Interface markup and scripts:
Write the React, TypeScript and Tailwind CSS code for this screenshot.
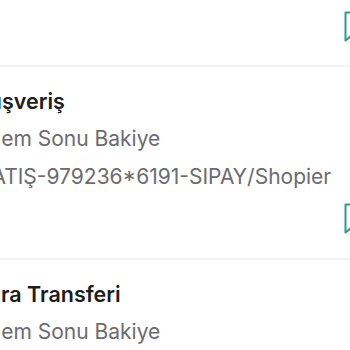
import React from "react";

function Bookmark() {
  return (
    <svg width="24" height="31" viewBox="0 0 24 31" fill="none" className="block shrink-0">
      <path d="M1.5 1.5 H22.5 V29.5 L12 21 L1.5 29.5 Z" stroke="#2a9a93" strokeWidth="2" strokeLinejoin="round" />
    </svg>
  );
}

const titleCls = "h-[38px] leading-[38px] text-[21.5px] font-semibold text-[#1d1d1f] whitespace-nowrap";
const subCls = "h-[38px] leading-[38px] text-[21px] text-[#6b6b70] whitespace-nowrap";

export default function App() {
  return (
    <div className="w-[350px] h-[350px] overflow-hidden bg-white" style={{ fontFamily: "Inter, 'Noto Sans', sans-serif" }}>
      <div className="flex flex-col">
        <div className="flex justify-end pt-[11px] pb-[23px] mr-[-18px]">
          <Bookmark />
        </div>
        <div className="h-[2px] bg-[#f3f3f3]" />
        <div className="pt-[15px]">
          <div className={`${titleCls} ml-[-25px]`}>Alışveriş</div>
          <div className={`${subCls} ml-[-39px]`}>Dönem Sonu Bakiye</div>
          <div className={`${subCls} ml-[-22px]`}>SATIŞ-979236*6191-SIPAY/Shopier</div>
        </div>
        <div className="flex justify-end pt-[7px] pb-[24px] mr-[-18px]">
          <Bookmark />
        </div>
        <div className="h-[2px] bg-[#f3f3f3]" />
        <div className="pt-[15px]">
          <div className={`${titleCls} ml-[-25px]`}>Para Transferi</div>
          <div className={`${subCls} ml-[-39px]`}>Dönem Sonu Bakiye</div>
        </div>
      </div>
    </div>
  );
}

==

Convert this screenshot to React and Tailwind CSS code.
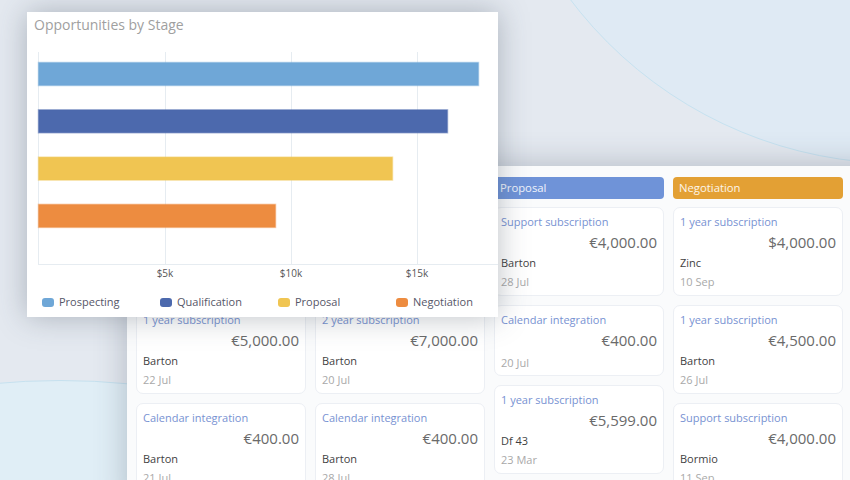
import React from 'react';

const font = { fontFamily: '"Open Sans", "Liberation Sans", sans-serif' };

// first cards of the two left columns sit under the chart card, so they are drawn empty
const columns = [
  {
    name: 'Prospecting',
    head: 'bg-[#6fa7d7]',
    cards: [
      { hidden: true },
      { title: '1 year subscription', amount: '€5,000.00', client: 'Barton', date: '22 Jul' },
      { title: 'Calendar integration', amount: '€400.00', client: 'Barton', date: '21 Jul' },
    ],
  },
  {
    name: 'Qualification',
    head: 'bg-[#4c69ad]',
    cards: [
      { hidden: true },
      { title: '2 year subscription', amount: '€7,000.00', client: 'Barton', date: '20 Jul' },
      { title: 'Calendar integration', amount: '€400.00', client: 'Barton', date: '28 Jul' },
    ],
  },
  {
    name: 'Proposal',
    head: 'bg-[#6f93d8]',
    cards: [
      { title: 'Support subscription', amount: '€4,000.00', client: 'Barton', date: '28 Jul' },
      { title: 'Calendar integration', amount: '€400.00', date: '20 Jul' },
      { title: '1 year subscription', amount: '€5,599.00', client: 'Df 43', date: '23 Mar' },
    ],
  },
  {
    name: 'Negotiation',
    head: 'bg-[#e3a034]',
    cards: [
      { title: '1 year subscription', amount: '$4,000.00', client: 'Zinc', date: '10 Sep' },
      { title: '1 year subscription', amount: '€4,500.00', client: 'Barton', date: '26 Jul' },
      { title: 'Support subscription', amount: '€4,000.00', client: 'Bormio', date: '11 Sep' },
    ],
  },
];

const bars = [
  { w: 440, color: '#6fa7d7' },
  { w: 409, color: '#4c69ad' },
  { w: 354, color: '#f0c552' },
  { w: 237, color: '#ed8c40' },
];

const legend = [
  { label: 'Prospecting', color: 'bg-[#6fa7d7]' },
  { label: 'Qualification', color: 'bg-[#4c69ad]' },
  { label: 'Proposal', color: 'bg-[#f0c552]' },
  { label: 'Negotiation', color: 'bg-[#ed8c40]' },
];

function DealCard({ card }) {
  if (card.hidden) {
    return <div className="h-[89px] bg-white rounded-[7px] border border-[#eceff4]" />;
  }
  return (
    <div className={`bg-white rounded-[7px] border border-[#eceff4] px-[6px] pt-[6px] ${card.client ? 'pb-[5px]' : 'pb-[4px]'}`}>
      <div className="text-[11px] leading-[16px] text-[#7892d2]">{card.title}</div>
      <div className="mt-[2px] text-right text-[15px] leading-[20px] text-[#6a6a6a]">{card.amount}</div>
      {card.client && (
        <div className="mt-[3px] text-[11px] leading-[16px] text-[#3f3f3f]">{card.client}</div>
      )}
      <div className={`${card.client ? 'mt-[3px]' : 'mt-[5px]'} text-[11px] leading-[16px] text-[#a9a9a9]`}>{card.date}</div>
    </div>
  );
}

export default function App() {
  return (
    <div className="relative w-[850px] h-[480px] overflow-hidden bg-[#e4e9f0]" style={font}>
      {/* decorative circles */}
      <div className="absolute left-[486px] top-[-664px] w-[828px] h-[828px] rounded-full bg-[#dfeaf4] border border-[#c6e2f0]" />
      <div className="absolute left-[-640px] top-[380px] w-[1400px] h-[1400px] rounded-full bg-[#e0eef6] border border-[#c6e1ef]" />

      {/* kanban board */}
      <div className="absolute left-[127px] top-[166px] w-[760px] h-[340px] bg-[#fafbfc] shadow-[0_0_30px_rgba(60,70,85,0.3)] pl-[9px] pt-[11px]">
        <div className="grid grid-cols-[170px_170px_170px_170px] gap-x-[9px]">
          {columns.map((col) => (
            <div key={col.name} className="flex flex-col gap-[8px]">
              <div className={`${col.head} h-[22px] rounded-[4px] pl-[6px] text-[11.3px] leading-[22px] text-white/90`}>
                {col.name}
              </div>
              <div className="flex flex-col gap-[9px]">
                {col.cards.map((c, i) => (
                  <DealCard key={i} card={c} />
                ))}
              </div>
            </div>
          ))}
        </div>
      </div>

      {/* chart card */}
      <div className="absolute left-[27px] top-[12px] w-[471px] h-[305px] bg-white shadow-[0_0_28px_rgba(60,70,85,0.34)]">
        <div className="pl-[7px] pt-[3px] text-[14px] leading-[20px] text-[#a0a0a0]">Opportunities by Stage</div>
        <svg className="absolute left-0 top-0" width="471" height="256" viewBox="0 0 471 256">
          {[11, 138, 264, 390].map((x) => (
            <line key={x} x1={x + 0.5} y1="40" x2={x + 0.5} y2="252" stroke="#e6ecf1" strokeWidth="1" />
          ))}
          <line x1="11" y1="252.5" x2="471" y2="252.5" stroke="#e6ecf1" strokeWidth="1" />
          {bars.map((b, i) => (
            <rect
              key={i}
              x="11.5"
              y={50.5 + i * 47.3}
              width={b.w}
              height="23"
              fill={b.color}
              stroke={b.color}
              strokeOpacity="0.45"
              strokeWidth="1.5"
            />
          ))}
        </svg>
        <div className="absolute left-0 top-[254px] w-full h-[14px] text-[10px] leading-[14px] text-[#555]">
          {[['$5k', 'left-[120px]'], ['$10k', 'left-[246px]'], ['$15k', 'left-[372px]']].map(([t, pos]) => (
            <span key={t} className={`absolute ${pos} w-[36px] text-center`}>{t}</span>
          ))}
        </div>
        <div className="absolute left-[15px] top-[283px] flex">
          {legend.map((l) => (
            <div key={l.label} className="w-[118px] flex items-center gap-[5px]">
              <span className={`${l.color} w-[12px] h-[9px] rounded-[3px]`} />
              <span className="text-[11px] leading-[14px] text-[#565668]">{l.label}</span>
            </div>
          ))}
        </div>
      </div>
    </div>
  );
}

WHAT IS BEING ASKED: In the listing above, find the line containing "Write the React, TypeScript" and the line containing "leading-[38px] text-[21px] text-[#6b6b70]". Reproduce those lines and all between them exactly, with no pictures and nothing more.

EXERCISE OUTPUT:
Write the React, TypeScript and Tailwind CSS code for this screenshot.
import React from "react";

function Bookmark() {
  return (
    <svg width="24" height="31" viewBox="0 0 24 31" fill="none" className="block shrink-0">
      <path d="M1.5 1.5 H22.5 V29.5 L12 21 L1.5 29.5 Z" stroke="#2a9a93" strokeWidth="2" strokeLinejoin="round" />
    </svg>
  );
}

const titleCls = "h-[38px] leading-[38px] text-[21.5px] font-semibold text-[#1d1d1f] whitespace-nowrap";
const subCls = "h-[38px] leading-[38px] text-[21px] text-[#6b6b70] whitespace-nowrap";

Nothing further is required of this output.